At least 16 people have been killed in the city, either by electrocution or collapsing walls.
Mohammad Altaf, a Karachi resident, says there is water everywhere.
"The water is knee deep. There is no one here to clear this water. We hear that more heavy rains have been predicted."
The weather bureau is predicting three more torrential days of rain across much of Pakistan.
Another resident, Gulab Maira, says the government needs to do more.
"The situation is out of control. There is water everywhere. People are wading in waist-high water. Vehicles have broken down, Traffic has gone nuts. There seems to be no end to our misery."
In Bangladesh the floods are the worst in 20 years, with two-thirds of the country underwater.
More than half a million houses have been destroyed and the government and aid agencies are providing food assistance to almost three million people.
Jared Berends, from aid agency World Vision, says people are desperate for help.
"A large volume of people who are currently living outside their houses and they're in desperate need of food and water and other medical assistance."
Humanitarian agencies are warning the dangers of a cholera outbreak are extremely high.
There are 18,000 schools across the subcontinent destroyed or damaged, forcing 1.8 million children out of classes.
Some parts of India have received 11 metres of rain this year.
Vinay, an Indian farmer says livliehoods have been lost, and crops and livestock destroyed.

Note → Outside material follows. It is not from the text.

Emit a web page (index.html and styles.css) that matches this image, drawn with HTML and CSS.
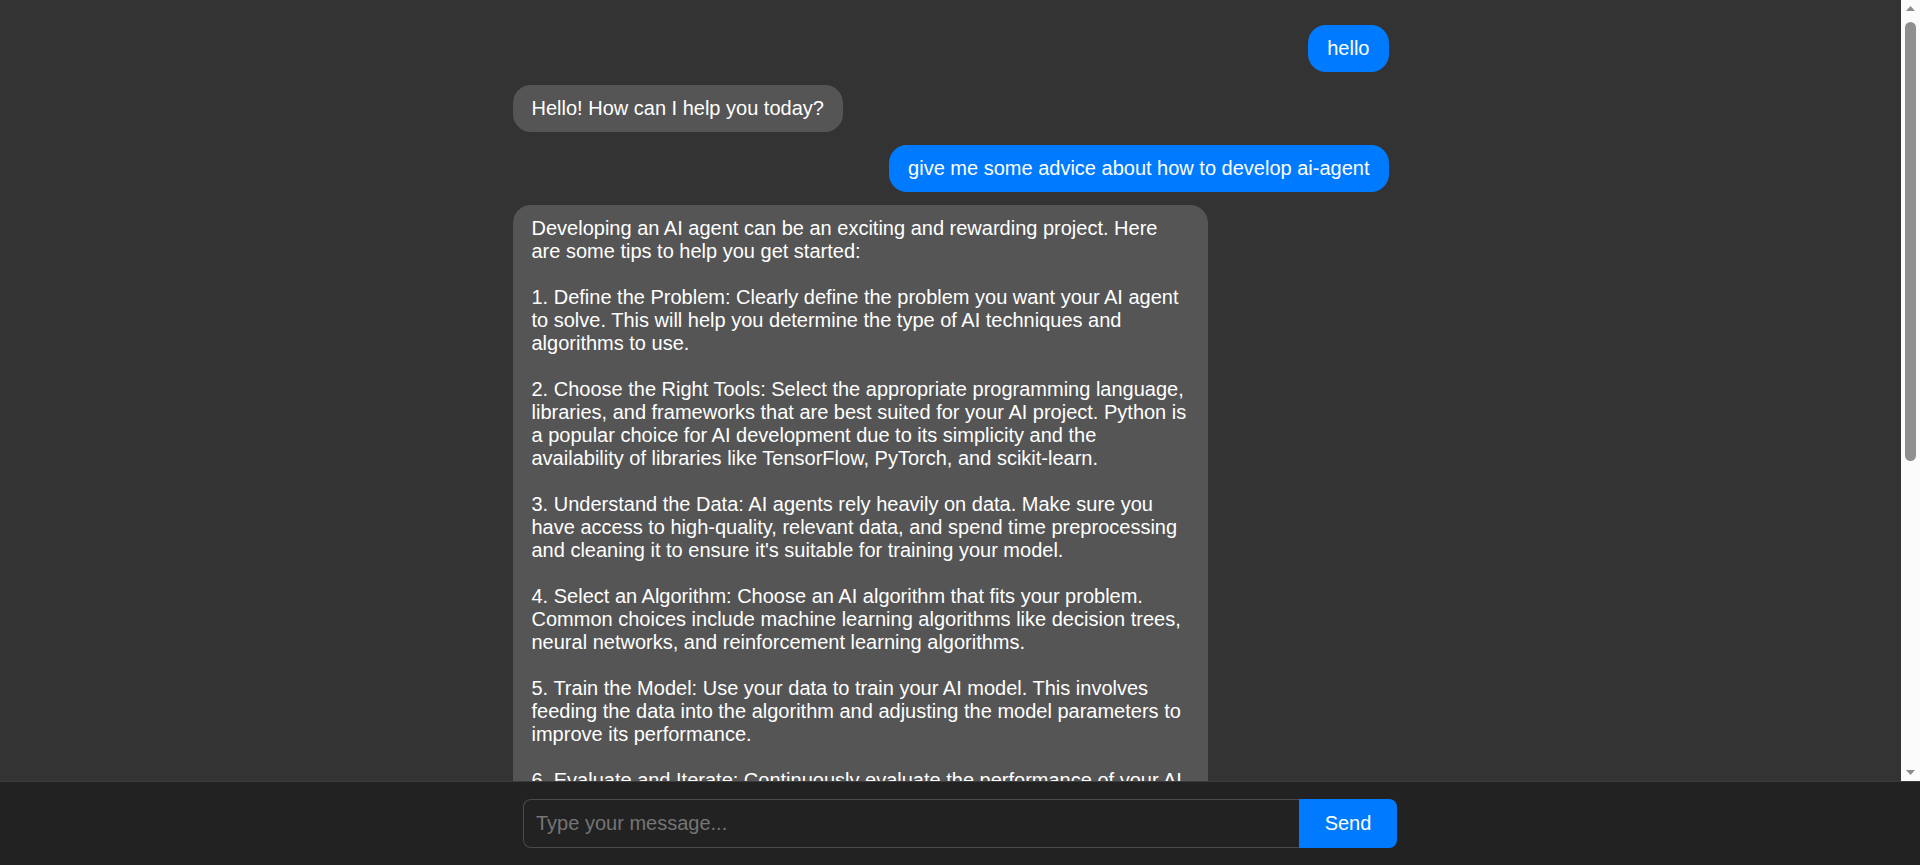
FILE: index.html
```html
<!DOCTYPE html>
<html lang="en">
<head>
<meta charset="utf-8">
<title>Chat</title>
<link rel="stylesheet" href="styles.css">
</head>
<body>
<div class="viewport">
  <main class="messages">
    <div class="thread">
      <div class="msg user">hello</div>
      <div class="msg bot">Hello! How can I help you today?</div>
      <div class="msg user">give me some advice about how to develop ai-agent</div>
      <div class="msg bot">Developing an AI agent can be an exciting and rewarding project. Here are some tips to help you get started:

1. Define the Problem: Clearly define the problem you want your AI agent to solve. This will help you determine the type of AI techniques and algorithms to use.

2. Choose the Right Tools: Select the appropriate programming language, libraries, and frameworks that are best suited for your AI project. Python is a popular choice for AI development due to its simplicity and the availability of libraries like TensorFlow, PyTorch, and scikit-learn.

3. Understand the Data: AI agents rely heavily on data. Make sure you have access to high-quality, relevant data, and spend time preprocessing and cleaning it to ensure it's suitable for training your model.

4. Select an Algorithm: Choose an AI algorithm that fits your problem. Common choices include machine learning algorithms like decision trees, neural networks, and reinforcement learning algorithms.

5. Train the Model: Use your data to train your AI model. This involves feeding the data into the algorithm and adjusting the model parameters to improve its performance.

6. Evaluate and Iterate: Continuously evaluate the performance of your AI agent and iterate on your model to improve its accuracy and efficiency. Use metrics like precision, recall, and F1 score to measure how well it performs.

7. Deploy and Monitor: Once your AI agent is performing well, deploy it in a real-world environment and monitor its performance over time. Be prepared to update and retrain it as new data becomes available.

8. Consider Ethics: Make sure your AI agent is designed and used responsibly. Consider issues like bias, fairness, privacy, and transparency.

9. Stay Updated: The field of AI is constantly evolving. Keep learning about new techniques, tools, and research to improve your skills.

Remember that developing an AI agent takes time, patience, and experimentation. Good luck with your project!</div>
    </div>
  </main>
  <div class="scrollbar" aria-hidden="true">
    <svg class="scroll-arrow" width="19" height="17" viewBox="0 0 19 17"><polygon points="5,11 14,11 9.5,6" fill="#8c8c8c"/></svg>
    <div class="scroll-track">
      <div class="scroll-thumb"></div>
    </div>
    <svg class="scroll-arrow" width="19" height="17" viewBox="0 0 19 17"><polygon points="5,6 14,6 9.5,11" fill="#8c8c8c"/></svg>
  </div>
</div>
<footer class="composer">
  <form class="composer-form">
    <input class="composer-input" type="text" placeholder="Type your message...">
    <button class="composer-send" type="button">Send</button>
  </form>
</footer>
</body>
</html>
```
FILE: styles.css
```css
* {
  box-sizing: border-box;
}

html, body {
  margin: 0;
  height: 100%;
}

body {
  display: flex;
  flex-direction: column;
  height: 100vh;
  background: #333333;
  color: #ffffff;
  font-family: "Liberation Sans", Arial, sans-serif;
  font-size: 20px;
}

.viewport {
  flex: 1;
  min-height: 0;
  display: flex;
}

.messages {
  flex: 1;
  min-width: 0;
  overflow-y: auto;
  scrollbar-width: none;
}

.messages::-webkit-scrollbar {
  display: none;
}

.thread {
  max-width: 900px;
  margin: 0 auto;
  padding: 25px 12px 25px;
  display: flex;
  flex-direction: column;
  gap: 13px;
}

.msg {
  max-width: 657px;
  box-sizing: content-box;
  padding: 12px 19px;
  border-radius: 18px;
  line-height: 23px;
  white-space: pre-wrap;
}

.msg.user {
  align-self: flex-end;
  background: #007bff;
}

.msg.bot {
  align-self: flex-start;
  background: #555555;
}

.scrollbar {
  flex: none;
  width: 19px;
  background: #fbfbfb;
  display: flex;
  flex-direction: column;
}

.scroll-arrow {
  display: block;
  flex: none;
}

.scroll-track {
  flex: 1;
  padding-top: 5px;
}

.scroll-thumb {
  width: 11px;
  height: 439px;
  margin: 0 auto;
  background: #8f8f8f;
  border-radius: 6px;
}

.composer {
  flex: none;
  background: #222222;
  border-top: 1px solid #3c3c3c;
  padding: 17px 0 17px;
}

.composer-form {
  max-width: 900px;
  margin: 0 auto;
  padding: 0 13px;
  display: flex;
  height: 49px;
}

.composer-input {
  flex: 1;
  min-width: 0;
  background: #222222;
  color: #ffffff;
  border: 1px solid #4a4a4a;
  border-right: none;
  border-radius: 8px 0 0 8px;
  padding: 0 12px;
  font-family: inherit;
  font-size: 20px;
  outline: none;
}

.composer-input::placeholder {
  color: #757575;
}

.composer-send {
  flex: none;
  width: 98px;
  background: #007bff;
  color: #ffffff;
  border: none;
  border-radius: 0 8px 8px 0;
  font-family: inherit;
  font-size: 20px;
  padding: 0;
}
```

"Our banana plantation has been completely destroyed and fodder for the animals got drenched and now we have nothing left to feed them."
In Mumbai, a search operation is continuing following the collapse of a five-storey building amid torrential rain.
Thirty-four people were killed and 20 rescued.
But the death toll could have been a lot worse - the building, which houses a pre-school, collapsed just half an hour before children were due to arrive.